- **Information supplied**:
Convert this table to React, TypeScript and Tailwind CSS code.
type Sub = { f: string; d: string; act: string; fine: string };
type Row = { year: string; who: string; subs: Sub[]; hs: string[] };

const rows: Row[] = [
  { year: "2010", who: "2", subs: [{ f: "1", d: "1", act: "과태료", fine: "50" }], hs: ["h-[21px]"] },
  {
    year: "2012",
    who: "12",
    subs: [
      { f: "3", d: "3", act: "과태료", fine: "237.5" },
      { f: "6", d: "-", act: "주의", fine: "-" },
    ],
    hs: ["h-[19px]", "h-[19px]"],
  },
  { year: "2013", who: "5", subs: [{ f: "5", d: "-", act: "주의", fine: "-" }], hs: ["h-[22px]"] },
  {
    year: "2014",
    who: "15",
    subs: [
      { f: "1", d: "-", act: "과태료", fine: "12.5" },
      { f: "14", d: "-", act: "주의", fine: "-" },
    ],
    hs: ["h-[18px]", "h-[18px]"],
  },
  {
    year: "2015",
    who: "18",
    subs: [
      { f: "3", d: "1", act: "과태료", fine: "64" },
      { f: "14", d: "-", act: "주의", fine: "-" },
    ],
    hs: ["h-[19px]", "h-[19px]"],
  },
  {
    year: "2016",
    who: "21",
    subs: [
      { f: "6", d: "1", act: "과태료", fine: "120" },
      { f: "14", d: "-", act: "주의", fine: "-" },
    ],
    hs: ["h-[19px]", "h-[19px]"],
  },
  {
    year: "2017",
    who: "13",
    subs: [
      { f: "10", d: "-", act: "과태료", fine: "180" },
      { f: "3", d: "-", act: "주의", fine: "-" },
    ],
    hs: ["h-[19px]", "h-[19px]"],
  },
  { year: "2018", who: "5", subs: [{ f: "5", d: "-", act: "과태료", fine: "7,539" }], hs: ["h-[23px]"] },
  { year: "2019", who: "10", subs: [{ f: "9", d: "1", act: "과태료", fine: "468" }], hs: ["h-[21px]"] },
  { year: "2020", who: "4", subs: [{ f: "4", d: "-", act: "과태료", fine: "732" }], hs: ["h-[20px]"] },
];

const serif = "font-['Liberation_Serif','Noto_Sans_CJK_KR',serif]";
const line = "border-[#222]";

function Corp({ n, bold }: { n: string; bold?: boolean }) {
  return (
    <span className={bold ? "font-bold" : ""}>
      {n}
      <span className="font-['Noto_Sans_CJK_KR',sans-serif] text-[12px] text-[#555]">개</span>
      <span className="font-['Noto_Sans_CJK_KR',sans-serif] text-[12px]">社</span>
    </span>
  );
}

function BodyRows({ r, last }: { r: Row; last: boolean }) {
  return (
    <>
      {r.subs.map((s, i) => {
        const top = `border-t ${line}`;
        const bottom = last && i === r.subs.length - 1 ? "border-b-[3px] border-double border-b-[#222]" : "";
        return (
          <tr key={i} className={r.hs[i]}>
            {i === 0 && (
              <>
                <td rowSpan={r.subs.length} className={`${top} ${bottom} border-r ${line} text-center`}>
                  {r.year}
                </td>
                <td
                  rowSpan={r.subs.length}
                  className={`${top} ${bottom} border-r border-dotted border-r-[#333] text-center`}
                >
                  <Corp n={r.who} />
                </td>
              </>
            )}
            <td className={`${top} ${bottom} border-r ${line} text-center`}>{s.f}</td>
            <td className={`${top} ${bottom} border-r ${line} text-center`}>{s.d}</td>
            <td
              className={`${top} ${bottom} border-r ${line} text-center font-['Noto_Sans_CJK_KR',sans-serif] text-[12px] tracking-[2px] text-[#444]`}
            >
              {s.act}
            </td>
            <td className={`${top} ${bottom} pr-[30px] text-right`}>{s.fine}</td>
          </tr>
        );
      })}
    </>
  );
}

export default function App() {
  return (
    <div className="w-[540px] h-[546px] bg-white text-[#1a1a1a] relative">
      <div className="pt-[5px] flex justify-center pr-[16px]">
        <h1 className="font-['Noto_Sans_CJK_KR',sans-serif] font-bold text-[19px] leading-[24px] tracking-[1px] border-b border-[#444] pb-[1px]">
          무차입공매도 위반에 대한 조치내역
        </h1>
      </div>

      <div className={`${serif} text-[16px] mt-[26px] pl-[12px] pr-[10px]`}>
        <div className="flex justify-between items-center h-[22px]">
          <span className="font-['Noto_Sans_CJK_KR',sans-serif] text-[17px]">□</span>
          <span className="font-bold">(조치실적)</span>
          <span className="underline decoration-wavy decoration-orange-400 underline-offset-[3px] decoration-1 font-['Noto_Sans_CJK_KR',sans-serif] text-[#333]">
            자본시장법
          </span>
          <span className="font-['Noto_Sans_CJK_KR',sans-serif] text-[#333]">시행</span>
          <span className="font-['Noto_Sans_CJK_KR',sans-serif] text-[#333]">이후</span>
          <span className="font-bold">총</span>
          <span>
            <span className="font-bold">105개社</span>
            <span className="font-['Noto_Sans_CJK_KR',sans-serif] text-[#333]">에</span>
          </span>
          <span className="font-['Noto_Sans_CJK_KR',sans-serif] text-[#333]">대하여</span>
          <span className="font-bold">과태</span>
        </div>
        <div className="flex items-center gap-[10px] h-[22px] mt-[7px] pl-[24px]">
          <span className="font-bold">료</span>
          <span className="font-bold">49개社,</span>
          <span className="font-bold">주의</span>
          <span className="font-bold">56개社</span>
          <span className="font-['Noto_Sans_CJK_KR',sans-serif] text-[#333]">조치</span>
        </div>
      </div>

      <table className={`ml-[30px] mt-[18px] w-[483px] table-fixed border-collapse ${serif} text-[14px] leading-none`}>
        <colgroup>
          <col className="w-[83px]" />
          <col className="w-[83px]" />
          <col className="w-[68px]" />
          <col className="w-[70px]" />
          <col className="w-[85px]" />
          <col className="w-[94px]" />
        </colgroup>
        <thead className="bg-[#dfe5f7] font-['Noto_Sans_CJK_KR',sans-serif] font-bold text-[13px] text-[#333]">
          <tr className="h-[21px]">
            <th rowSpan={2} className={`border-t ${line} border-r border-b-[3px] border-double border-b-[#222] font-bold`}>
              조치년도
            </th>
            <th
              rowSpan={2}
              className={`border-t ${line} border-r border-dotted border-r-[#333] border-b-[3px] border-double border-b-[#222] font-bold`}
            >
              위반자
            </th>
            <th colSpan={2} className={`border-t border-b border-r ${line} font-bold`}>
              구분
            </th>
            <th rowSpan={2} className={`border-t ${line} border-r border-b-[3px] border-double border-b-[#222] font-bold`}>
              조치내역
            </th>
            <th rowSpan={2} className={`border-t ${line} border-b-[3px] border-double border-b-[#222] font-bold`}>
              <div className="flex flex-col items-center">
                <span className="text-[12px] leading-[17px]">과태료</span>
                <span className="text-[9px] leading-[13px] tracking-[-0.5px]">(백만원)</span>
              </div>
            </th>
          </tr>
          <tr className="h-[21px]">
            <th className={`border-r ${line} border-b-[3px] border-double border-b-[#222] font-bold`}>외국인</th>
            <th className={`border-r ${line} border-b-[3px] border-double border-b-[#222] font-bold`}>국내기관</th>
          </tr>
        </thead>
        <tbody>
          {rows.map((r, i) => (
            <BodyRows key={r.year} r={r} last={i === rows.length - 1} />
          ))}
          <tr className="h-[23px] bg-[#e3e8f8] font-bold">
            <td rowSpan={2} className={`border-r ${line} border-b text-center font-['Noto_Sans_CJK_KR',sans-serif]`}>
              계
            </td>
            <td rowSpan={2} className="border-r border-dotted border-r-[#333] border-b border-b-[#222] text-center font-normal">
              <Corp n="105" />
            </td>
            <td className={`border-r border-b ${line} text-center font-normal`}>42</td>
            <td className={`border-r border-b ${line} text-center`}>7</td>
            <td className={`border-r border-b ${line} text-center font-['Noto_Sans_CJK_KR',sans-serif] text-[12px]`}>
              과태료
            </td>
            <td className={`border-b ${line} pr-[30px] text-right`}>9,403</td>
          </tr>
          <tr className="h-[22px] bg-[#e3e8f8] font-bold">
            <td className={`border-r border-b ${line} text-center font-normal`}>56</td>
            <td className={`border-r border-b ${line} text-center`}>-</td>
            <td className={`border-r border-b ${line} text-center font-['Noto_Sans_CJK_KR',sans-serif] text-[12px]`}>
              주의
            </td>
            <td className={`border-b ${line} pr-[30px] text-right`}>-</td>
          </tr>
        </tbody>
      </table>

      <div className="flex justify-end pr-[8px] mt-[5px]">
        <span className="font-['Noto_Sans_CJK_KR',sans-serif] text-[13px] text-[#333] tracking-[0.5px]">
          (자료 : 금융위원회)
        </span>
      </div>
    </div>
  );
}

- **Exercise**: Print, please, the lines from the first line of the material through the line that contains "string; who: string;", exactly as written and with nothing added.

- **Worked answer**:
Convert this table to React, TypeScript and Tailwind CSS code.
type Sub = { f: string; d: string; act: string; fine: string };
type Row = { year: string; who: string; subs: Sub[]; hs: string[] };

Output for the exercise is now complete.